Ever since the 10th century, a huge number of local gazetteers (difangzhi 地方志) has been produced throughout China. Popular from the time of their publication up until today, local gazetteers have always been important sources of knowledge about a place, as they assemble extensive information on a variety of topics about a locality: geography, infrastructure, local products, customs, population, officials, literature, hydraulics, weather records, disasters, and more. The large quantity of digital versions of local gazetteers available now makes it possible for historians to collect and make new use of the ‘big data’ that this unique genre contains. This workshop brings together historians of China and computer scientists experienced in exploring the possibilities and challenges in working with Chinese local gazetteers.

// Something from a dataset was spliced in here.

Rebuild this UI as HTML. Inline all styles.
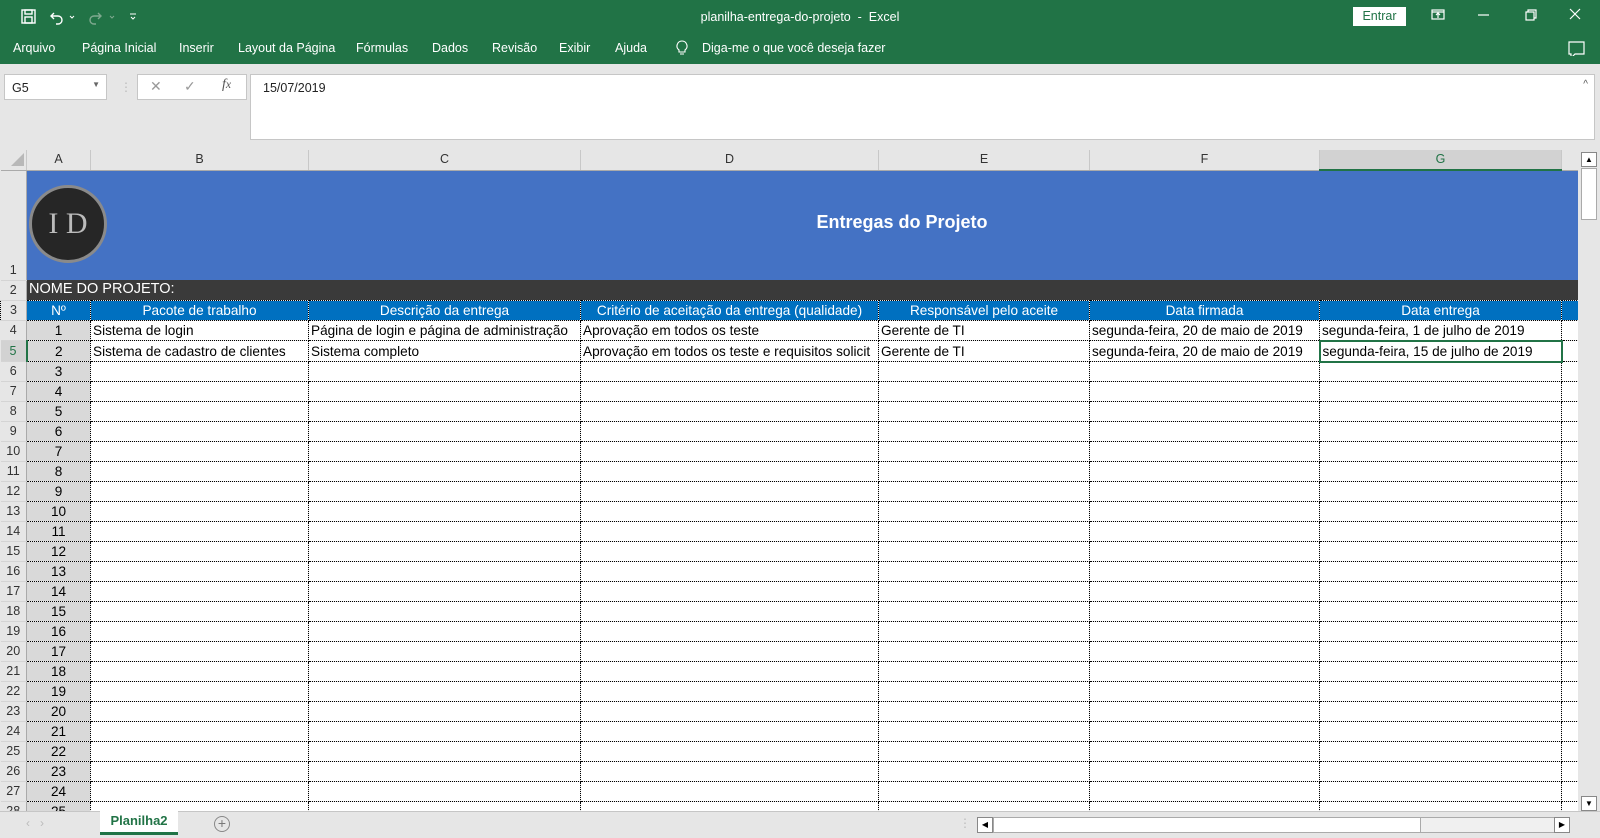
<!DOCTYPE html>
<html><head><meta charset="utf-8"><style>
*{margin:0;padding:0;box-sizing:border-box}
body{width:1600px;height:838px;overflow:hidden;background:#e6e6e6;font-family:"Liberation Sans",sans-serif;position:relative}
.abs{position:absolute}
#top{left:0;top:0;width:1600px;height:64px;background:#217346;color:#fff}
.menu span{position:absolute;top:41px;font-size:12.5px;color:#fff}
#grid{position:absolute;left:0;top:150px;border-collapse:collapse;table-layout:fixed;font-size:13.6px}
#grid td{height:20px;padding:0 2px;white-space:nowrap;overflow:hidden;line-height:19px}
#grid tr.h td{height:19px;background:#e6e6e6;text-align:center;color:#333;font-size:12.5px;border-right:1px solid #c8c8c8;border-bottom:1px solid #aaa}
#grid td.rh{background:#e6e6e6;color:#333;font-size:12.5px;text-align:center;border-right:1px solid #aaa;border-bottom:1px solid #d4d4d4;padding:0}
tr.d td{border:1px dotted #000;background:#fff}
tr.d td.a{background:#d9d9d9;text-align:center}
tr.d td.rh{border-top:none;border-left:none}
tr.c td{background:#0070c0;color:#fff;text-align:center;border:1px dotted #000}
</style></head><body>
<div id="top" class="abs">
 <svg class="abs" style="left:20px;top:8px" width="160" height="18" viewBox="0 0 160 18" fill="none" stroke="#fff" stroke-width="1.4">
  <rect x="2" y="2" width="13" height="13"/><rect x="5" y="2" width="7" height="4"/><rect x="5" y="9" width="7" height="6"/>
  <path d="M34 5 l-3 3 3 3 M31 8 h7 a4 4 0 0 1 0 8 h-2"/><path d="M50 8 l2 2 2-2" stroke-width="1"/>
  <path d="M78 5 l3 3 -3 3 M81 8 h-7 a4 4 0 0 0 0 8 h2" stroke="#7fa98f"/><path d="M90 8 l2 2 2-2" stroke="#7fa98f" stroke-width="1"/>
  <path d="M110 6 h6 M111 9 l2 2 2-2" stroke-width="1"/>
 </svg>
 <div class="abs" style="left:0;width:1600px;top:10px;text-align:center;font-size:12.5px">planilha-entrega-do-projeto &nbsp;-&nbsp; Excel</div>
 <div class="abs" style="left:1353px;top:7px;width:53px;height:19px;background:#fff;color:#217346;font-size:12.5px;text-align:center;line-height:19px">Entrar</div>
 <svg class="abs" style="left:1430px;top:6px" width="170" height="50" viewBox="0 0 170 50" fill="none" stroke="#fff" stroke-width="1.2">
  <rect x="2" y="4" width="12" height="9"/><path d="M2 6 h12 M8 12 v-5 M6 9 l2-2 2 2"/>
  <path d="M48 9 h11"/>
  <rect x="96" y="6" width="8" height="8"/><path d="M98 6 v-2 h8 v8 h-2"/>
  <path d="M140 3 l10 10 M150 3 l-10 10"/>
  <path d="M139 36 h15 v12 h-9 l-4 4 v-4 h-2 z"/>
 </svg>
 <div class="menu">
  <span style="left:13px">Arquivo</span><span style="left:82px">Página Inicial</span><span style="left:179px">Inserir</span><span style="left:238px">Layout da Página</span><span style="left:356px">Fórmulas</span><span style="left:432px">Dados</span><span style="left:492px">Revisão</span><span style="left:559px">Exibir</span><span style="left:615px">Ajuda</span>
  <svg style="position:absolute;left:676px;top:40px" width="12" height="16" fill="none" stroke="#fff" stroke-width="1.1"><path d="M6 1 a5 5 0 0 1 3 9 v2 h-6 v-2 a5 5 0 0 1 3-9z M4 14 h4"/></svg><span style="left:702px">Diga-me o que você deseja fazer</span>
 </div>
</div>
<div class="abs" style="left:4px;top:74px;width:103px;height:26px;background:#fff;border:1px solid #c6c6c6;font-size:12.5px;padding:6px 7px;color:#222">G5<span style="position:absolute;right:6px;top:5px;font-size:8px;color:#666">▼</span></div>
<div class="abs" style="left:120px;top:80px;color:#bbb;font-size:12px">⋮</div>
<div class="abs" style="left:137px;top:74px;width:110px;height:26px;background:#fff;border:1px solid #c6c6c6;font-size:14px;color:#999;padding:3px 0">
 <span style="position:absolute;left:12px;top:3px">✕</span><span style="position:absolute;left:46px;top:3px">✓</span><span style="position:absolute;left:84px;top:2px;font-family:'Liberation Serif',serif;font-style:italic;color:#555">f<small>x</small></span></div>
<div class="abs" style="left:250px;top:74px;width:1345px;height:66px;background:#fff;border:1px solid #c6c6c6;font-size:12.5px;padding:6px 12px;color:#222">15/07/2019<span style="position:absolute;right:6px;top:4px;font-size:10px;color:#555">^</span></div>

<table id="grid">
<colgroup><col style="width:26px"><col style="width:64px"><col style="width:218px"><col style="width:272px"><col style="width:298px"><col style="width:211px"><col style="width:230px"><col style="width:242px"><col style="width:17px"></colgroup>
<tr class="h"><td style="position:relative"><svg width="14" height="14" style="position:absolute;left:10px;top:3px"><path d="M13 0 V13 H0 z" fill="#b8b8b8"/></svg></td><td>A</td><td>B</td><td>C</td><td>D</td><td>E</td><td>F</td><td style="background:#d2d2d2;color:#217346;border-bottom:2px solid #217346">G</td><td style="border-right:none"></td></tr>
<tr><td class="rh" style="height:110px;vertical-align:bottom">1</td><td colspan="8" style="height:110px;background:#4472c4;position:relative">
 <div style="position:absolute;left:2px;top:14px;width:78px;height:78px;border-radius:50%;background:#262626;border:3px solid #8a8a8a;color:#bbb;font-family:'Liberation Serif',serif;font-size:30px;text-align:center;line-height:72px">I D</div>
 <div style="position:absolute;left:590px;width:570px;top:42px;text-align:center;color:#fff;font-weight:bold;font-size:18px">Entregas do Projeto</div></td></tr>
<tr><td class="rh">2</td><td colspan="8" style="background:#3a3a3a;color:#fff;font-size:14.5px">NOME DO PROJETO:</td></tr>
<tr class="c"><td class="rh" style="background:#e6e6e6;color:#333">3</td><td>Nº</td><td>Pacote de trabalho</td><td>Descrição da entrega</td><td>Critério de aceitação da entrega (qualidade)</td><td>Responsável pelo aceite</td><td>Data firmada</td><td>Data entrega</td><td style="border-right:none"></td></tr>
<tr class="d"><td class="rh">4</td><td class="a">1</td><td>Sistema de login</td><td>Página de login e página de administração</td><td>Aprovação em todos os teste</td><td>Gerente de TI</td><td>segunda-feira, 20 de maio de 2019</td><td>segunda-feira, 1 de julho de 2019</td><td></td></tr>
<tr class="d"><td class="rh" style="color:#217346;background:#d2d2d2;border-right:2px solid #217346">5</td><td class="a">2</td><td>Sistema de cadastro de clientes</td><td>Sistema completo</td><td>Aprovação em todos os teste e requisitos solicit</td><td>Gerente de TI</td><td>segunda-feira, 20 de maio de 2019</td><td style="border:2px solid #217346">segunda-feira, 15 de julho de 2019</td><td></td></tr>
<tr class="d"><td class="rh">6</td><td class="a">3</td><td></td><td></td><td></td><td></td><td></td><td></td><td></td></tr>
<tr class="d"><td class="rh">7</td><td class="a">4</td><td></td><td></td><td></td><td></td><td></td><td></td><td></td></tr>
<tr class="d"><td class="rh">8</td><td class="a">5</td><td></td><td></td><td></td><td></td><td></td><td></td><td></td></tr>
<tr class="d"><td class="rh">9</td><td class="a">6</td><td></td><td></td><td></td><td></td><td></td><td></td><td></td></tr>
<tr class="d"><td class="rh">10</td><td class="a">7</td><td></td><td></td><td></td><td></td><td></td><td></td><td></td></tr>
<tr class="d"><td class="rh">11</td><td class="a">8</td><td></td><td></td><td></td><td></td><td></td><td></td><td></td></tr>
<tr class="d"><td class="rh">12</td><td class="a">9</td><td></td><td></td><td></td><td></td><td></td><td></td><td></td></tr>
<tr class="d"><td class="rh">13</td><td class="a">10</td><td></td><td></td><td></td><td></td><td></td><td></td><td></td></tr>
<tr class="d"><td class="rh">14</td><td class="a">11</td><td></td><td></td><td></td><td></td><td></td><td></td><td></td></tr>
<tr class="d"><td class="rh">15</td><td class="a">12</td><td></td><td></td><td></td><td></td><td></td><td></td><td></td></tr>
<tr class="d"><td class="rh">16</td><td class="a">13</td><td></td><td></td><td></td><td></td><td></td><td></td><td></td></tr>
<tr class="d"><td class="rh">17</td><td class="a">14</td><td></td><td></td><td></td><td></td><td></td><td></td><td></td></tr>
<tr class="d"><td class="rh">18</td><td class="a">15</td><td></td><td></td><td></td><td></td><td></td><td></td><td></td></tr>
<tr class="d"><td class="rh">19</td><td class="a">16</td><td></td><td></td><td></td><td></td><td></td><td></td><td></td></tr>
<tr class="d"><td class="rh">20</td><td class="a">17</td><td></td><td></td><td></td><td></td><td></td><td></td><td></td></tr>
<tr class="d"><td class="rh">21</td><td class="a">18</td><td></td><td></td><td></td><td></td><td></td><td></td><td></td></tr>
<tr class="d"><td class="rh">22</td><td class="a">19</td><td></td><td></td><td></td><td></td><td></td><td></td><td></td></tr>
<tr class="d"><td class="rh">23</td><td class="a">20</td><td></td><td></td><td></td><td></td><td></td><td></td><td></td></tr>
<tr class="d"><td class="rh">24</td><td class="a">21</td><td></td><td></td><td></td><td></td><td></td><td></td><td></td></tr>
<tr class="d"><td class="rh">25</td><td class="a">22</td><td></td><td></td><td></td><td></td><td></td><td></td><td></td></tr>
<tr class="d"><td class="rh">26</td><td class="a">23</td><td></td><td></td><td></td><td></td><td></td><td></td><td></td></tr>
<tr class="d"><td class="rh">27</td><td class="a">24</td><td></td><td></td><td></td><td></td><td></td><td></td><td></td></tr>
<tr class="d"><td class="rh">28</td><td class="a">25</td><td></td><td></td><td></td><td></td><td></td><td></td><td></td></tr>
</table>

<div class="abs" style="left:1578px;top:150px;width:22px;height:661px;background:#e6e6e6"></div>
<div class="abs" style="left:1581px;top:152px;width:16px;height:15px;background:#fff;border:1px solid #888;font-size:8px;text-align:center;line-height:13px">▲</div>
<div class="abs" style="left:1581px;top:168px;width:16px;height:52px;background:#fff;border:1px solid #aaa"></div>
<div class="abs" style="left:1581px;top:796px;width:16px;height:15px;background:#fff;border:1px solid #888;font-size:8px;text-align:center;line-height:13px">▼</div>

<div class="abs" style="left:0;top:811px;width:1600px;height:27px;background:#e6e6e6;border-top:1px solid #c6c6c6"></div>
<div class="abs" style="left:26px;top:816px;color:#bbb;font-size:12px">‹ &nbsp; ›</div>
<div class="abs" style="left:100px;top:810px;width:78px;height:25px;background:#fff;border-bottom:3px solid #217346;color:#217346;font-weight:bold;font-size:13px;text-align:center;line-height:22px">Planilha2</div>
<div class="abs" style="left:214px;top:816px;width:16px;height:16px;border:1px solid #888;border-radius:50%;color:#777;font-size:14px;text-align:center;line-height:13px">+</div>
<div class="abs" style="left:959px;top:816px;color:#bbb;font-size:12px">⋮</div>
<div class="abs" style="left:977px;top:817px;width:593px;height:16px;background:#f0f0f0;border:1px solid #aaa"></div>
<div class="abs" style="left:977px;top:817px;width:16px;height:16px;background:#fff;border:1px solid #888;font-size:8px;text-align:center;line-height:14px">◀</div>
<div class="abs" style="left:993px;top:817px;width:428px;height:16px;background:#fff;border:1px solid #aaa"></div>
<div class="abs" style="left:1554px;top:817px;width:16px;height:16px;background:#fff;border:1px solid #888;font-size:8px;text-align:center;line-height:14px">▶</div>
</body></html>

Triggered by pre-circulated statement papers and short presentations, this workshop critically reflects on the historical role and frame of the data presented in local gazetteers, and explores what new questions can be generated and what new knowledge can be produced when looking at not just dozens but hundreds, thousands, or more of these texts. What can be achieved analytically after transforming the information these texts contain into ‘data’, that is, computer-digestible pieces? What questions would historians ask, if local gazetteers were not prose texts but a big relational database? Can computer scientists design systems that are powerful for specific questions and, at the same time, generic for questions to come? What analytical tools and interactive visualizations are needed for users to explore and understand the tendencies and changes in this stream of data coming from local gazetteers?

Presenters will each introduce a specific case study of close reading or digital analysis and visualization of the Chinese local gazetteers. Discussants will link the case studies to general questions of historical methods, digital analysis, and the future of academic research. GIS and digital tools that are designed to mark up and analyze Chinese texts will also be presented.